The result is like a clash of puppeteers. Dreyman controls his characters in the theatre, but his strings are pulled by the state. His girlfriend, wanting to be mistress of her fate, is just a mistress, and not for long. (“I never want to see her on a German stage again,” Hempf says, after she summons the courage to spurn him.) Wiesler toys with the destinies of his suspects, but he is finally snarled in his own plans and dispatched to a cellar for the rest of his career, there to steam open the mail of ordinary citizens: the hard labor of a Stasi drone. Above them is von Donnersmarck, shifting his fretful players around the city—his horribly convincing re-creation of a repressive world, ranging from the meagreness of Wiesler’s lonely dinner (a tube of something red, squeezed onto a bowl of something white) to the unchanging nylon gray of his clothes. “The Lives of Others” was shot in color, but you would barely guess as much, since the landscape has long since shrivelled to black-and-white. I am still shuddering at the scene in the Stasi lunchroom, where Lieutenant Colonel Grubitz overhears a young recruit telling an Erich Honecker joke. (Honecker was then leading the G.D.R.) He demands the punch line, laughs heartily, then asks the joker for his name and rank. The recruit blenches, but, after a pause, Grubitz laughs again—he was just kidding. Years later, we see the same recruit sitting behind Wiesler in the cellar. There was no kidding.

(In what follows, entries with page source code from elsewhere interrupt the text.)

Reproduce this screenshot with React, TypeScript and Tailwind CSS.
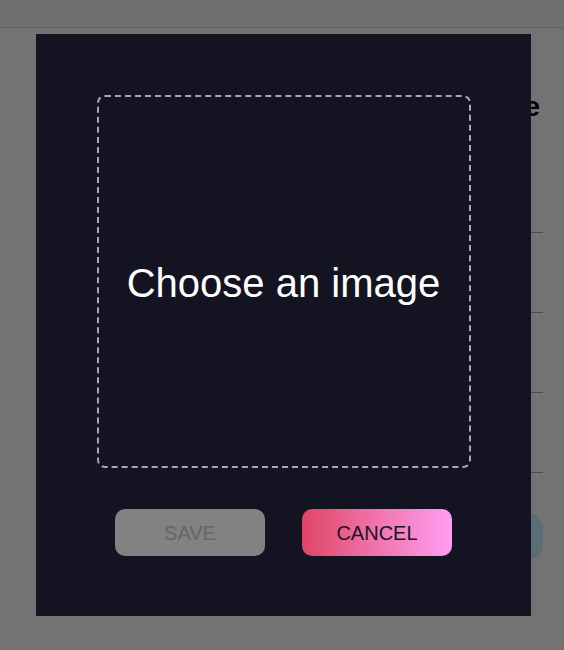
import React from "react";

const rows = ["name", "email", "phone", "location"];

function BackgroundPage() {
	return (
		<div className="min-h-screen bg-white" style={{ fontFamily: '"Liberation Sans", Arial, sans-serif' }}>
			<header className="h-[28px] border-b border-[#dcdcdc] bg-[#f8f8f8]" />
			<main className="mx-auto w-[522px] pt-[62px]">
				<div className="flex justify-end pr-[3px]">
					<h1 className="text-[28px] font-bold leading-[34px] text-black">Edit profile</h1>
				</div>
				<div className="mt-[29px] flex flex-col pl-[240px]">
					{rows.map((r) => (
						<div key={r} className="h-[80px] border-b border-[#a6a6a6]" />
					))}
				</div>
				<div className="mt-[40px] flex justify-end">
					<button className="h-[47px] w-[150px] rounded-[15px] bg-[#c8f1fd] text-[#222]">
						Update
					</button>
				</div>
			</main>
		</div>
	);
}

export default function App() {
	return (
		<div className="relative">
			<BackgroundPage />
			<div
				className="fixed inset-0 flex items-center justify-center bg-[rgba(0,0,0,0.55)] pl-[3px]"
				style={{ fontFamily: '"Liberation Sans", Arial, sans-serif' }}
			>
				<div className="flex w-[495px] flex-col items-center bg-[#141322] px-[60px] pb-[60px] pt-[61px]">
					<div className="flex h-[373px] w-[374px] items-center justify-center rounded-lg border-2 border-dashed border-[#a8a8ad] pt-[3px]">
						<span className="text-[40px] leading-none text-white">Choose an image</span>
					</div>
					<div className="mt-[41px] flex gap-[37px]">
						<button className="h-[47px] w-[150px] rounded-[10px] bg-[#828282] text-[20px] text-[#666666]">
							SAVE
						</button>
						<button className="h-[47px] w-[150px] rounded-[10px] bg-gradient-to-r from-[#df4467] to-[#ff9df2] text-[20px] text-[#171427]">
							CANCEL
						</button>
					</div>
				</div>
			</div>
		</div>
	);
}
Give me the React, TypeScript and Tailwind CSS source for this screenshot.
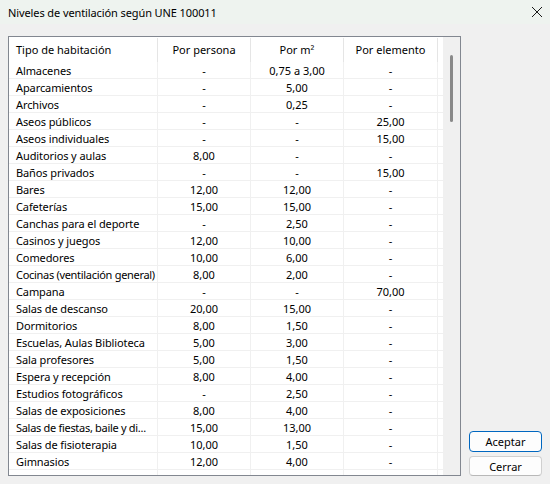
import React from "react";

const rows: [string, string, string, string][] = [
  ["Almacenes", "-", "0,75 a 3,00", "-"],
  ["Aparcamientos", "-", "5,00", "-"],
  ["Archivos", "-", "0,25", "-"],
  ["Aseos públicos", "-", "-", "25,00"],
  ["Aseos individuales", "-", "-", "15,00"],
  ["Auditorios y aulas", "8,00", "-", "-"],
  ["Baños privados", "-", "-", "15,00"],
  ["Bares", "12,00", "12,00", "-"],
  ["Cafeterías", "15,00", "15,00", "-"],
  ["Canchas para el deporte", "-", "2,50", "-"],
  ["Casinos y juegos", "12,00", "10,00", "-"],
  ["Comedores", "10,00", "6,00", "-"],
  ["Cocinas (ventilación general)", "8,00", "2,00", "-"],
  ["Campana", "-", "-", "70,00"],
  ["Salas de descanso", "20,00", "15,00", "-"],
  ["Dormitorios", "8,00", "1,50", "-"],
  ["Escuelas, Aulas Biblioteca", "5,00", "3,00", "-"],
  ["Sala profesores", "5,00", "1,50", "-"],
  ["Espera y recepción", "8,00", "4,00", "-"],
  ["Estudios fotográficos", "-", "2,50", "-"],
  ["Salas de exposiciones", "8,00", "4,00", "-"],
  ["Salas de fiestas, baile y di...", "15,00", "13,00", "-"],
  ["Salas de fisioterapia", "10,00", "1,50", "-"],
  ["Gimnasios", "12,00", "4,00", "-"],
  ["", "", "", ""],
];

export default function App() {
  return (
    <div
      className="w-[550px] h-[484px] flex flex-col bg-[#f0f0f0] text-[11px] text-black overflow-hidden"
      style={{ fontFamily: '"Noto Sans", "Open Sans", sans-serif' }}
    >
      <div className="h-[24px] bg-[#eef3ef] flex items-center justify-between pl-[8px] pr-[7px] shrink-0">
        <span className="leading-none text-[11px] tracking-[-0.1px]">Niveles de ventilación según UNE 100011</span>
        <svg width="12" height="12" viewBox="0 0 12 12">
          <path d="M1 1 L11 11 M11 1 L1 11" stroke="#1a1a1a" strokeWidth="1" />
        </svg>
      </div>
      <div className="flex pl-[8px] pt-[12px] gap-[8px]">
        <div className="w-[453px] h-[440px] border border-[#828790] flex bg-[#f0f0f0]">
          <div className="w-[434px] h-[438px] bg-white overflow-hidden flex flex-col">
            <div className="h-[25px] grid grid-cols-[149px_93px_93px_94px_5px] shrink-0 pt-[1px]">
              <div className="border-r border-[#e5e5e5] flex items-center pl-[7px]">Tipo de habitación</div>
              <div className="border-r border-[#e5e5e5] flex items-center justify-center">Por persona</div>
              <div className="border-r border-[#e5e5e5] flex items-center justify-center">Por m²</div>
              <div className="border-r border-[#e5e5e5] flex items-center justify-center">Por elemento</div>
              <div />
            </div>
            {rows.map((r, i) => (
              <div
                key={i}
                className="h-[17px] grid grid-cols-[149px_93px_93px_94px_5px] border-b border-[#f0f0f0] shrink-0 leading-[17px]"
              >
                <div
                  className={
                    r[0].length > 28
                      ? "border-r border-[#f0f0f0] pl-[7px] whitespace-nowrap overflow-hidden tracking-[-0.3px]"
                      : "border-r border-[#f0f0f0] pl-[7px] whitespace-nowrap overflow-hidden tracking-[-0.1px]"
                  }
                >
                  {r[0]}
                </div>
                <div className="border-r border-[#f0f0f0] text-center">{r[1]}</div>
                <div className="border-r border-[#f0f0f0] text-center">{r[2]}</div>
                <div className="border-r border-[#f0f0f0] text-center">{r[3]}</div>
                <div />
              </div>
            ))}
          </div>
          <div className="w-[17px] h-[438px] bg-[#f0f0f0] flex justify-center pt-[18px]">
            <div className="w-[3px] h-[67px] rounded-full bg-[#8a8a8a]" />
          </div>
        </div>
        <div className="flex flex-col justify-end gap-[4px] h-[440px]">
          <button className="w-[73px] h-[21px] rounded-[4px] border border-[#0067c0] bg-[#fdfdfd] flex items-center justify-center leading-none">
            Aceptar
          </button>
          <button className="w-[73px] h-[20px] rounded-[4px] border border-[#d0d0d0] border-b-[#b8b8b8] bg-[#fdfdfd] flex items-center justify-center leading-none">
            Cerrar
          </button>
        </div>
      </div>
    </div>
  );
}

It is a shock to find the action lasting until 1993. As the events of 1984 hastened to a climax, with treachery being punished on a damp street, I was already reaching for my coat. So why press onward? Why drag us into the debris of the broken G.D.R.—into the opening of the Stasi files, and the queasy afterlife of politicians and playwrights alike? Against all odds, though, the best is yet to come: an ending of overwhelming simplicity and force, in which the hopes of the film—as opposed to its fears, which have shivered throughout—come gently to rest. What happens is that a character says, “Es ist für mich”—“It’s for me.” When you see the film, as you must, you will understand why the phrase is like a blessing. To have something bestowed on “me”—not on a tool of the state, not on a scapegoat or a sneak, but on me—is a sign that individual liberties have risen from the dead. You might think that “The Lives of Others” is aimed solely at modern Germans—at all the Wieslers, the Dreymans, and the weeping Christa-Marias. A movie this strong, however, is never parochial, nor is it period drama. Es ist für uns. It’s for us.